Now they think smoothing over the hurt feelings will make the issue go away, or at least keep people who were paying attention from abandoning the platform.
“Apple always does the right thing… after they’ve tried everything else.”
I love most of Apple’s products, and the iPhone is no exception, but the NDA on this was wrong on so many levels.
I totally support Apple about being secret on new products or technologies (it doesn’t really matter if they invented them or not, it’s more a case of how they use them). If Apple had told the world 2 years before the iPhone came out that they were going to build one and given away how that was going to be done, then they wouldn’t have the “lead” they currently have to help them gain valuable market share. For a company that is alive due to profits, this makes sense, for a company like Google or in the Open Source world, it doesn’t. Microsoft can be more open about its OS because of OEM and so on…
Having said all that, I couldn’t quite see how the NDA on the released iPhone helped Apple. The product was already out and anyone could download the SDK and see how to build these things anyway.

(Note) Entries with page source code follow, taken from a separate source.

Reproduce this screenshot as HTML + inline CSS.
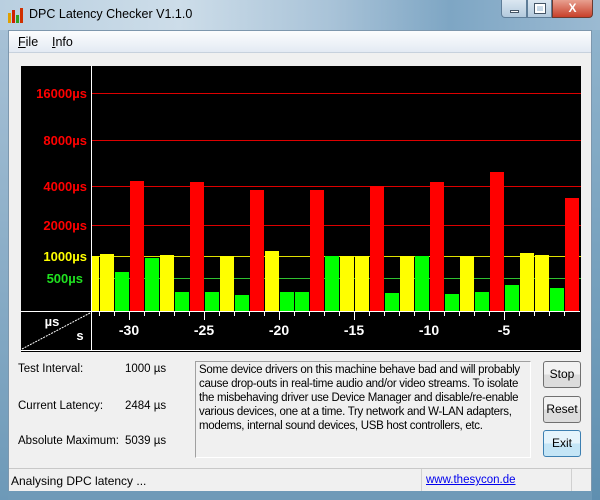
<!DOCTYPE html>
<html><head><style>
*{margin:0;padding:0;box-sizing:border-box}
body{width:600px;height:500px;overflow:hidden;font-family:"Liberation Sans",sans-serif;font-size:12px;background:#6f9ab8;position:relative}
.title{position:absolute;left:0;top:0;width:600px;height:30px;background:linear-gradient(90deg,#b9cfe0 0%,#cddde9 30%,#a9c3d8 55%,#7ea6c4 75%,#9bbad2 100%)}
.title span{position:absolute;left:29px;top:7px;font-size:12.5px;color:#000}
.frameL{position:absolute;left:0;top:30px;width:8px;height:470px;background:linear-gradient(180deg,#a7c1d6,#6d99b8)}
.frameR{position:absolute;right:0;top:30px;width:8px;height:470px;background:linear-gradient(180deg,#8fb3cc,#5f8fb0)}
.client{position:absolute;left:8px;top:30px;width:584px;height:461px;background:#f0f0f0;border:1px solid #7d97ad}
.menu{position:absolute;left:0;top:0;width:582px;height:22px;background:linear-gradient(#fcfdfe,#e3eaf3);border-bottom:1px solid #c7d1dd}
.menu span{position:absolute;top:4px;font-size:12.5px}
.lbl{position:absolute;font-size:11.5px;color:#000}
.btn{position:absolute;left:534px;width:38px;height:27px;border:1px solid #707070;border-radius:3px;background:linear-gradient(#f2f2f2 50%,#dcdcdc 50%);text-align:center;line-height:25px;font-size:12px}
.status{position:absolute;left:0;top:437px;width:582px;height:23px;border-top:1px solid #c8c8c8;background:#f0f0f0}
.txt div{white-space:nowrap}
</style></head><body>
<div class="title">
<svg style="position:absolute;left:8px;top:8px" width="16" height="15"><rect x="0" y="5" width="3" height="10" fill="#e0a000"/><rect x="4" y="2" width="3" height="13" fill="#d02000"/><rect x="8" y="7" width="3" height="8" fill="#30a020"/><rect x="12" y="0" width="3" height="15" fill="#d03000"/></svg>
<span>DPC Latency Checker V1.1.0</span>
<div style="position:absolute;left:501px;top:0;width:26px;height:18px;border:1px solid #5e7d98;border-top:none;border-radius:0 0 0 4px;background:linear-gradient(#dbe7f1,#b3cadd)"><div style="position:absolute;left:8px;top:10px;width:9px;height:3px;background:#fff;border:1px solid #456"></div></div>
<div style="position:absolute;left:527px;top:0;width:25px;height:18px;border:1px solid #5e7d98;border-top:none;background:linear-gradient(#dbe7f1,#b3cadd)"><div style="position:absolute;left:7px;top:4px;width:10px;height:9px;border:2px solid #fff;outline:1px solid #456"></div></div>
<div style="position:absolute;left:552px;top:0;width:41px;height:18px;border:1px solid #6b3a30;border-top:none;border-radius:0 0 4px 0;background:linear-gradient(#e8a090,#c8402a);color:#fff;font-weight:bold;text-align:center;font-size:12px;line-height:16px">X</div>
</div>
<div class="frameL"></div><div class="frameR"></div>
<div class="client">
<div class="menu"><span style="left:9px"><u>F</u>ile</span><span style="left:43px"><u>I</u>nfo</span></div>
<svg style="position:absolute;left:12px;top:35px" width="560" height="286" font-family="Liberation Sans" font-weight="bold" font-size="13">
<rect width="560" height="286" fill="#000"/>
<g stroke-width="1">
<line x1="71" y1="27.5" x2="560" y2="27.5" stroke="#d00"/>
<line x1="71" y1="74.5" x2="560" y2="74.5" stroke="#d00"/>
<line x1="71" y1="120.5" x2="560" y2="120.5" stroke="#d00"/>
<line x1="71" y1="159.5" x2="560" y2="159.5" stroke="#d00"/>
<line x1="71" y1="190.5" x2="560" y2="190.5" stroke="#e0e000"/>
<line x1="71" y1="212.5" x2="560" y2="212.5" stroke="#30c030"/>
</g>
<g fill="#ff0000" text-anchor="end">
<text x="66" y="32">16000µs</text><text x="66" y="79">8000µs</text><text x="66" y="125">4000µs</text><text x="66" y="164">2000µs</text>
</g>
<text x="66" y="195" text-anchor="end" fill="#ffff00">1000µs</text>
<text x="62" y="217" text-anchor="end" fill="#20e020">500µs</text>
<g transform="translate(-21,-66)">
<rect x="91" y="256" width="8" height="55" fill="#ff0"/>
<rect x="100" y="254" width="14" height="57" fill="#ff0"/>
<rect x="115" y="272" width="14" height="39" fill="#0f0"/>
<rect x="130" y="181" width="14" height="130" fill="#f00"/>
<rect x="145" y="258" width="14" height="53" fill="#0f0"/>
<rect x="160" y="255" width="14" height="56" fill="#ff0"/>
<rect x="175" y="292" width="14" height="19" fill="#0f0"/>
<rect x="190" y="182" width="14" height="129" fill="#f00"/>
<rect x="205" y="292" width="14" height="19" fill="#0f0"/>
<rect x="220" y="256" width="14" height="55" fill="#ff0"/>
<rect x="235" y="295" width="14" height="16" fill="#0f0"/>
<rect x="250" y="190" width="14" height="121" fill="#f00"/>
<rect x="265" y="251" width="14" height="60" fill="#ff0"/>
<rect x="280" y="292" width="14" height="19" fill="#0f0"/>
<rect x="295" y="292" width="14" height="19" fill="#0f0"/>
<rect x="310" y="190" width="14" height="121" fill="#f00"/>
<rect x="325" y="256" width="14" height="55" fill="#0f0"/>
<rect x="340" y="256" width="14" height="55" fill="#ff0"/>
<rect x="355" y="256" width="14" height="55" fill="#ff0"/>
<rect x="370" y="186" width="14" height="125" fill="#f00"/>
<rect x="385" y="293" width="14" height="18" fill="#0f0"/>
<rect x="400" y="256" width="14" height="55" fill="#ff0"/>
<rect x="415" y="256" width="14" height="55" fill="#0f0"/>
<rect x="430" y="182" width="14" height="129" fill="#f00"/>
<rect x="445" y="294" width="14" height="17" fill="#0f0"/>
<rect x="460" y="256" width="14" height="55" fill="#ff0"/>
<rect x="475" y="292" width="14" height="19" fill="#0f0"/>
<rect x="490" y="172" width="14" height="139" fill="#f00"/>
<rect x="505" y="285" width="14" height="26" fill="#0f0"/>
<rect x="520" y="253" width="14" height="58" fill="#ff0"/>
<rect x="535" y="255" width="14" height="56" fill="#ff0"/>
<rect x="550" y="288" width="14" height="23" fill="#0f0"/>
<rect x="565" y="198" width="14" height="113" fill="#f00"/>
<g stroke="#fff" stroke-width="1">
<line x1="91.5" y1="66" x2="91.5" y2="351"/>
<line x1="20" y1="311.5" x2="580" y2="311.5"/>
<line x1="20" y1="350.5" x2="580" y2="350.5"/>
<line x1="22" y1="349" x2="90" y2="313" stroke-dasharray="2,1"/>
<path d="M99.5 311v5M114.5 311v5M129.5 311v9M144.5 311v5M159.5 311v5M174.5 311v5M189.5 311v5M204.5 311v9M219.5 311v5M234.5 311v5M249.5 311v5M264.5 311v5M279.5 311v9M294.5 311v5M309.5 311v5M324.5 311v5M339.5 311v5M354.5 311v9M369.5 311v5M384.5 311v5M399.5 311v5M414.5 311v5M429.5 311v9M444.5 311v5M459.5 311v5M474.5 311v5M489.5 311v5M504.5 311v9M519.5 311v5M534.5 311v5M549.5 311v5M564.5 311v5"/>
</g>
<g fill="#fff" text-anchor="middle" font-size="14">
<text x="129" y="335">-30</text><text x="204" y="335">-25</text><text x="279" y="335">-20</text><text x="354" y="335">-15</text><text x="429" y="335">-10</text><text x="504" y="335">-5</text>
</g>
<text x="52" y="326" fill="#fff" text-anchor="middle">µs</text>
<text x="80" y="340" fill="#fff" text-anchor="middle">s</text>
</g>
</svg>
<div class="lbl" style="left:9px;top:332px">Test Interval:</div><div class="lbl" style="left:116px;top:332px">1000 µs</div>
<div class="lbl" style="left:9px;top:369px">Current Latency:</div><div class="lbl" style="left:116px;top:369px">2484 µs</div>
<div class="lbl" style="left:9px;top:404px">Absolute Maximum:</div><div class="lbl" style="left:116px;top:404px">5039 µs</div>
<div class="txt" style="position:absolute;left:186px;top:330px;width:336px;height:97px;border:1px solid #a0a0a0;border-right-color:#fff;border-bottom-color:#fff;padding:1px 3px;font-size:11.5px;letter-spacing:-0.3px;line-height:14px;overflow:hidden">
<div>Some device drivers on this machine behave bad and will probably</div>
<div>cause drop-outs in real-time audio and/or video streams. To isolate</div>
<div>the misbehaving driver use Device Manager and disable/re-enable</div>
<div>various devices, one at a time. Try network and W-LAN adapters,</div>
<div>modems, internal sound devices, USB host controllers, etc.</div>
</div>
<div class="btn" style="top:330px">Stop</div>
<div class="btn" style="top:365px">Reset</div>
<div class="btn" style="top:399px;border-color:#3c7fb1;background:linear-gradient(#e5f4fc 50%,#c4e5f6 50%)">Exit</div>
<div class="status"><span style="position:absolute;left:2px;top:5px;font-size:12px">Analysing DPC latency ...</span>
<div style="position:absolute;left:412px;top:0;width:1px;height:22px;background:#d0d0d0"></div>
<span style="position:absolute;left:417px;top:5px;font-size:11.5px;color:#0000ee;text-decoration:underline">www.thesycon.de</span>
<div style="position:absolute;left:562px;top:0;width:1px;height:22px;background:#d0d0d0"></div></div>
</div>
</body></html>
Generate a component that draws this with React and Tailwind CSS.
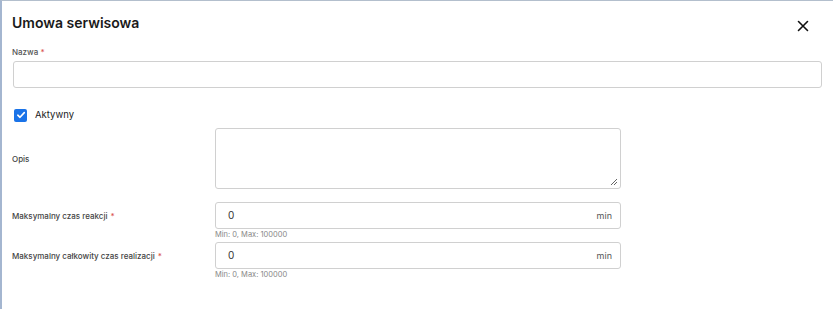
export default function App() {
  return (
    <div className="w-[833px] h-[309px] bg-white border-l-2 border-t border-l-[#a4b6d0] border-t-[#b3bfcd] font-['Inter',sans-serif] text-[#222] overflow-hidden">
      <div className="pl-[10px] pr-[10px]">
        <div className="flex items-center justify-between h-[43px]">
          <div className="text-[14px] font-semibold text-[#1a1a1a]">Umowa serwisowa</div>
          <svg width="12" height="12" viewBox="0 0 12 12" className="mr-[14px] mt-[6px]">
            <path d="M1.5 1.5 L10.5 10.5 M10.5 1.5 L1.5 10.5" stroke="#111" strokeWidth="1.6" strokeLinecap="round" />
          </svg>
        </div>
        <div className="text-[8px] text-[#555] h-[17px] leading-[17px] font-medium">
          Nazwa <span className="text-[#d9534f]">*</span>
        </div>
        <div className="ml-[1px] w-[809px] h-[27px] border border-[#d0d0d0] rounded-[3px]"></div>
        <div className="flex items-center h-[14px] mt-[20px] ml-[2px] gap-[8px]">
          <div className="w-[13px] h-[13px] rounded-[2px] bg-[#1a73e8] flex items-center justify-center">
            <svg width="10" height="10" viewBox="0 0 10 10">
              <path d="M1.8 5.2 L4 7.3 L8.3 2.6" stroke="white" strokeWidth="1.6" fill="none" strokeLinecap="round" strokeLinejoin="round" />
            </svg>
          </div>
          <span className="text-[9.5px] text-[#222]">Aktywny</span>
        </div>
        <div className="grid grid-cols-[203px_406px] mt-[6px]">
          <div className="flex items-center text-[8px] text-[#444] h-[61px] font-medium">Opis</div>
          <div className="relative h-[61px] border border-[#d0d0d0] rounded-[3px]">
            <svg width="8" height="8" viewBox="0 0 8 8" className="absolute right-[2px] bottom-[2px]">
              <path d="M7 1 L1 7 M7 4 L4 7" stroke="#555" strokeWidth="0.9" />
            </svg>
          </div>

          <div className="flex items-center text-[8px] text-[#444] h-[27px] mt-[13px] font-medium">
            Maksymalny czas reakcji <span className="text-[#d9534f] ml-[3px]">*</span>
          </div>
          <div className="mt-[13px] h-[27px] border border-[#d0d0d0] rounded-[3px] flex items-center justify-between px-[12px] pr-[8px] text-[10px] text-[#333]">
            <span>0</span>
            <span className="text-[#555] text-[9px]">min</span>
          </div>
          <div></div>
          <div className="text-[7.5px] text-[#888] h-[13px] leading-[12px]">Min: 0, Max: 100000</div>

          <div className="flex items-center text-[8px] text-[#444] h-[27px] font-medium">
            Maksymalny całkowity czas realizacji <span className="text-[#d9534f] ml-[3px]">*</span>
          </div>
          <div className="h-[27px] border border-[#d0d0d0] rounded-[3px] flex items-center justify-between px-[12px] pr-[8px] text-[10px] text-[#333]">
            <span>0</span>
            <span className="text-[#555] text-[9px]">min</span>
          </div>
          <div></div>
          <div className="text-[7.5px] text-[#888] h-[13px] leading-[12px]">Min: 0, Max: 100000</div>
        </div>
      </div>
    </div>
  );
}
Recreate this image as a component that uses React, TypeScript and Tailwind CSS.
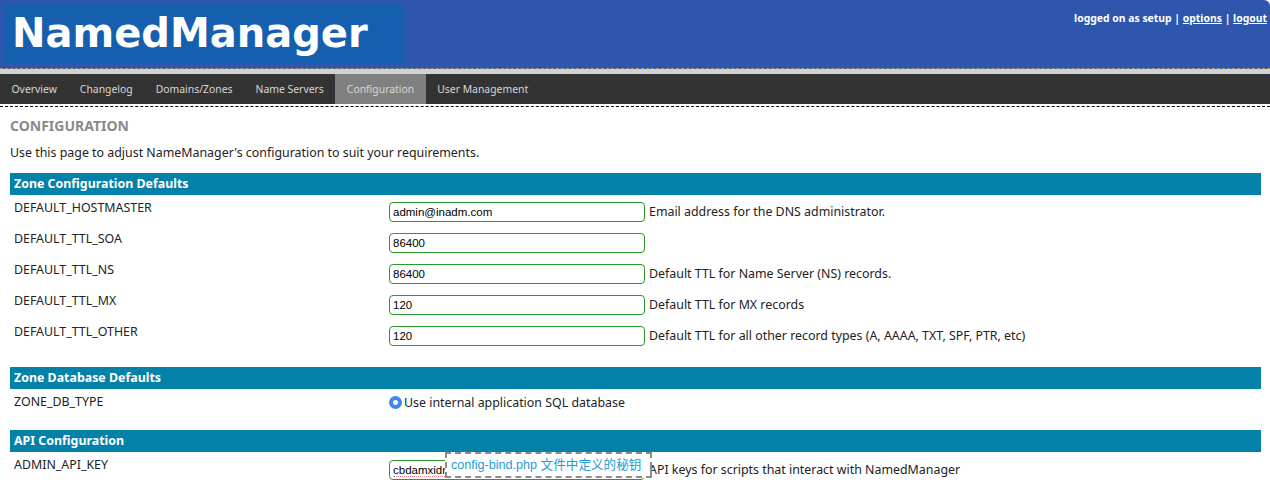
const navItems = ['Overview', 'Changelog', 'Domains/Zones', 'Name Servers', 'Configuration', 'User Management'];

type Row = { name: string; value: string; help?: string };

const zoneRows: Row[] = [
    { name: 'DEFAULT_HOSTMASTER', value: 'admin@inadm.com', help: 'Email address for the DNS administrator.' },
    { name: 'DEFAULT_TTL_SOA', value: '86400' },
    { name: 'DEFAULT_TTL_NS', value: '86400', help: 'Default TTL for Name Server (NS) records.' },
    { name: 'DEFAULT_TTL_MX', value: '120', help: 'Default TTL for MX records' },
    { name: 'DEFAULT_TTL_OTHER', value: '120', help: 'Default TTL for all other record types (A, AAAA, TXT, SPF, PTR, etc)' },
];

function SectionHeader({ title }: { title: string }) {
    return (
        <div className="h-[22px] bg-[#0381a8] pl-[4px] text-[12.4px] leading-[22px] font-bold text-white">
            {title}
        </div>
    );
}

function TextField({ value }: { value: string }) {
    return (
        <div className="h-[20px] w-[256px] rounded-[4px] border border-[#2a9a2a] pl-[3px] font-['Liberation_Sans',sans-serif] text-[11.5px] leading-[18px] text-black">
            {value}
        </div>
    );
}

export default function App() {
    return (
        <div className="min-h-[495px] bg-white font-['Noto_Sans',sans-serif] text-[#222]">
            {/* header */}
            <div className="flex h-[69px] justify-between rounded-tr-[6px] border-b border-dashed border-[#a8926a] bg-[#2d56ac]">
                <div className="mt-[3px] ml-[3px] h-[60px] w-[400px] bg-[#165eae] pl-[9px] font-['DejaVu_Sans',sans-serif] text-[40px] leading-[60px] font-bold text-white">
                    NamedManager
                </div>
                <div className="mt-[10px] mr-[3px] text-[10.4px] leading-[16px] font-bold text-white">
                    logged on as setup | <span className="underline">options</span> |{' '}
                    <span className="underline">logout</span>
                </div>
            </div>
            <div className="h-[5px] bg-[#d2d2d2]" />
            <div className="flex h-[30px] bg-[#333333] text-[10.4px] leading-[30px] text-[#d8d8d8]">
                {navItems.map((item) => (
                    <div
                        key={item}
                        className={`px-[11.5px] ${item === 'Configuration' ? 'bg-[#808080]' : ''}`}
                    >
                        {item}
                    </div>
                ))}
            </div>
            <div className="mt-[2px] border-t border-dashed border-black" />

            {/* content */}
            <div className="pr-[9px] pl-[10px] text-[12.4px]">
                <h1 className="mt-[10px] text-[14px] leading-[17px] font-bold text-[#8a8a8a]">CONFIGURATION</h1>
                <p className="mt-[11px] leading-[15px]">
                    Use this page to adjust NameManager's configuration to suit your requirements.
                </p>

                <div className="mt-[13px]">
                    <SectionHeader title="Zone Configuration Defaults" />
                    {zoneRows.map((row) => (
                        <div key={row.name} className="flex h-[31px] items-start">
                            <div className="w-[379px] pt-[5px] pl-[4px] leading-[15px]">{row.name}</div>
                            <div className="mt-[7px]">
                                <TextField value={row.value} />
                            </div>
                            {row.help && <div className="mt-[7px] pl-[4px] leading-[20px]">{row.help}</div>}
                        </div>
                    ))}
                </div>

                <div className="mt-[17px]">
                    <SectionHeader title="Zone Database Defaults" />
                    <div className="flex h-[41px] items-start">
                        <div className="w-[379px] pt-[5px] pl-[4px] leading-[15px]">ZONE_DB_TYPE</div>
                        <div className="mt-[6px] flex items-center gap-[2px] leading-[15px]">
                            <span className="flex h-[13px] w-[13px] items-center justify-center rounded-full bg-[#3f85f4]">
                                <span className="h-[5px] w-[5px] rounded-full bg-white" />
                            </span>
                            Use internal application SQL database
                        </div>
                    </div>
                </div>

                <div>
                    <SectionHeader title="API Configuration" />
                    <div className="flex h-[40px] items-start">
                        <div className="w-[379px] pt-[5px] pl-[4px] leading-[15px]">ADMIN_API_KEY</div>
                        <div className="relative mt-[8px] h-[20px]">
                            <div className="h-[20px] w-[256px] rounded-[4px] border border-[#2a9a2a] pl-[3px] font-['Liberation_Sans',sans-serif] text-[11.5px] leading-[18px] text-black">
                                <span className="border-b border-dotted border-[#f08080]">cbdamxidn</span>
                            </div>
                            {/* annotation overlay */}
                            <div className="absolute top-[-8px] left-[56px] h-[26px] w-[207px] border-2 border-dashed border-[#8c8c8c] bg-white pl-[4px] font-['Liberation_Sans','Noto_Sans_CJK_SC',sans-serif] text-[12.6px] leading-[22px] text-[#1e9bd7]">
                                config-bind.php 文件中定义的秘钥
                            </div>
                            <div className="absolute top-[2px] left-[261px] h-[16px] w-[2px] bg-[#8c8c8c]" />
                        </div>
                        <div className="mt-[8px] pl-[4px] leading-[20px]">API keys for scripts that interact with NamedManager</div>
                    </div>
                </div>
            </div>
        </div>
    );
}
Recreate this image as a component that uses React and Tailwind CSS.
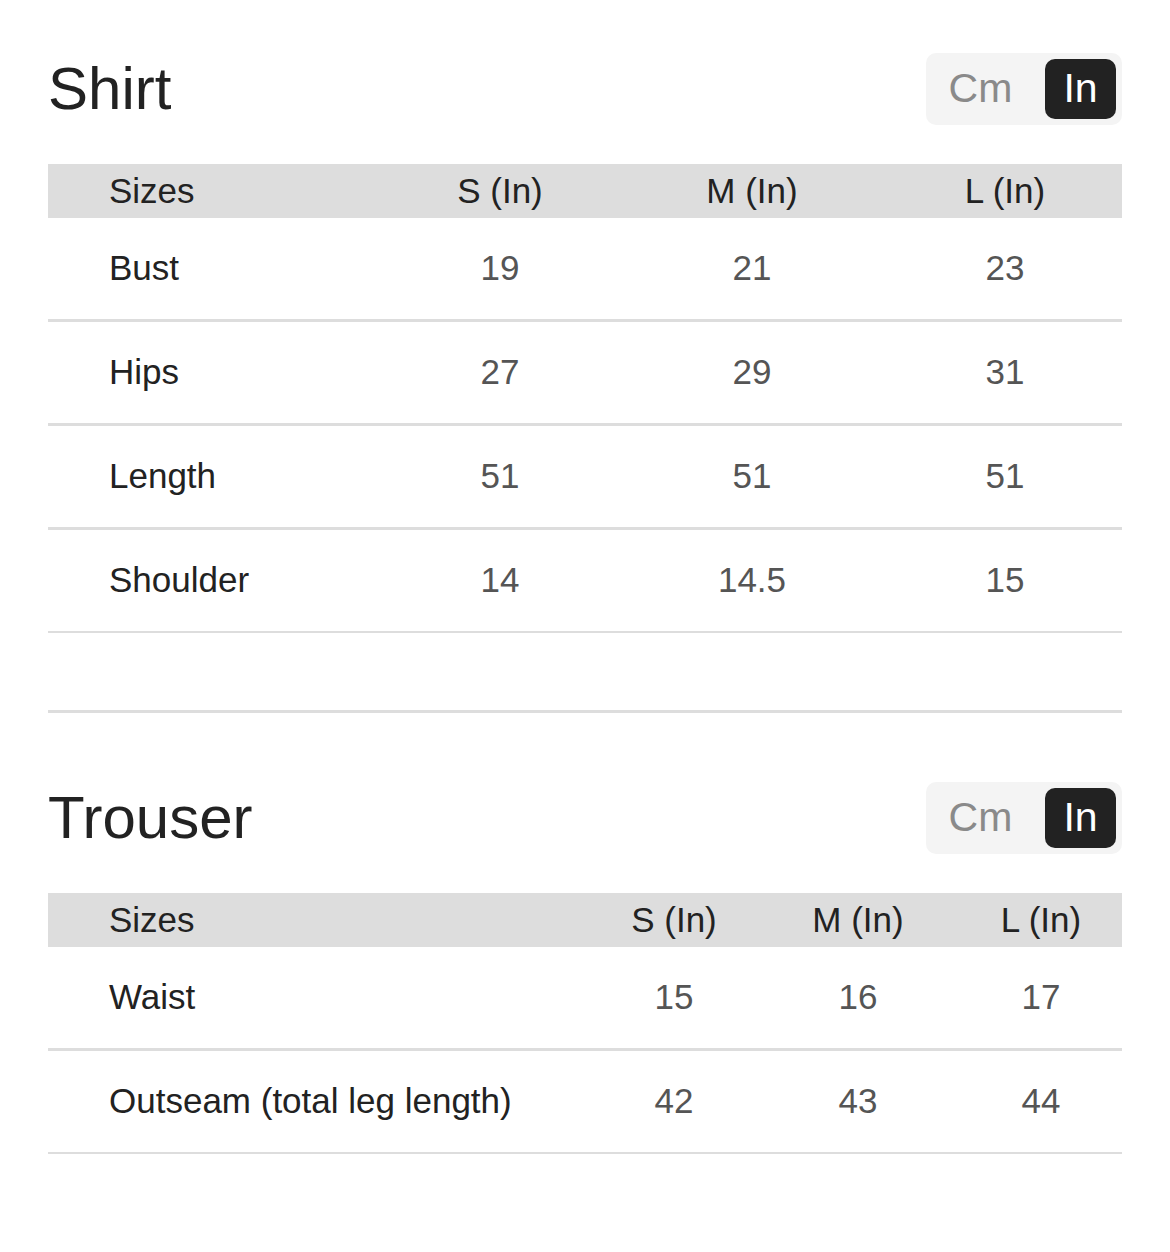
const shirt = {
  title: 'Shirt',
  cols: 'grid-cols-[326px_252px_252px_244px]',
  rows: [
    ['Bust', '19', '21', '23'],
    ['Hips', '27', '29', '31'],
    ['Length', '51', '51', '51'],
    ['Shoulder', '14', '14.5', '15'],
  ],
};

const trouser = {
  title: 'Trouser',
  cols: 'grid-cols-[534px_184px_184px_172px]',
  rows: [
    ['Waist', '15', '16', '17'],
    ['Outseam (total leg length)', '42', '43', '44'],
  ],
};

function UnitToggle() {
  return (
    <div className="flex items-center rounded-[10px] bg-[#f4f4f4] p-[6px]">
      <div className="flex h-[60px] w-[113px] items-center justify-center pr-4 text-[41px] text-[#8a8a8a]">
        Cm
      </div>
      <div className="flex h-[60px] w-[71px] items-center justify-center rounded-[10px] bg-[#222222] text-[41px] text-white">
        In
      </div>
    </div>
  );
}

function SizeTable({ data }) {
  const last = data.rows.length - 1;
  return (
    <div>
      <div className="flex h-[72px] items-center justify-between">
        <h2 className="text-[60px] leading-none text-[#222222]">{data.title}</h2>
        <UnitToggle />
      </div>

      <div className={`mt-[39px] grid h-[54px] items-center bg-[#dddddd] text-[35px] text-[#222222] ${data.cols}`}>
        <div className="pl-[61px]">Sizes</div>
        <div className="text-center">S (In)</div>
        <div className="text-center">M (In)</div>
        <div className="pl-[10px] text-center">L (In)</div>
      </div>

      {data.rows.map((row, i) => (
        <div
          key={row[0]}
          className={`box-content grid h-[101px] items-center border-[#dddddd] text-[35px] ${data.cols} ${
            i === last ? 'border-b-2' : 'border-b-[3px]'
          }`}
        >
          <div className="pl-[61px] text-[#222222]">{row[0]}</div>
          <div className="text-center text-[#555555]">{row[1]}</div>
          <div className="text-center text-[#555555]">{row[2]}</div>
          <div className="pl-[10px] text-center text-[#555555]">{row[3]}</div>
        </div>
      ))}
    </div>
  );
}

export default function App() {
  return (
    <div className="min-h-[1252px] bg-white px-12 pt-[53px] font-['Liberation_Sans',Arial,sans-serif]">
      <SizeTable data={shirt} />
      <div className="mt-[77px] mb-[69px] h-[3px] bg-[#dddddd]" />
      <SizeTable data={trouser} />
    </div>
  );
}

I am glad they got rid of this…
“then they wouldn’t have the ”lead” they currently have to help them gain valuable market share”
Have I heard… “monopoly” instead of “lead” ?
Kochise
I am strapped in and ready to be voted down here but it strikes me that those who now rejoice at Apple’s move are a bit like wives and partners who rejoice that they are receiving temporary respite from regular abuse.
The real cause of fundamental rejoicing would be to leave the abusive partner.
From what little I know or have experienced of the Apple ‘community’, it has very often been like this.
As long as you keep coming back, slap-attacks behind closed doors will continue to be administered.
a small step for mankind, a giant step for apple!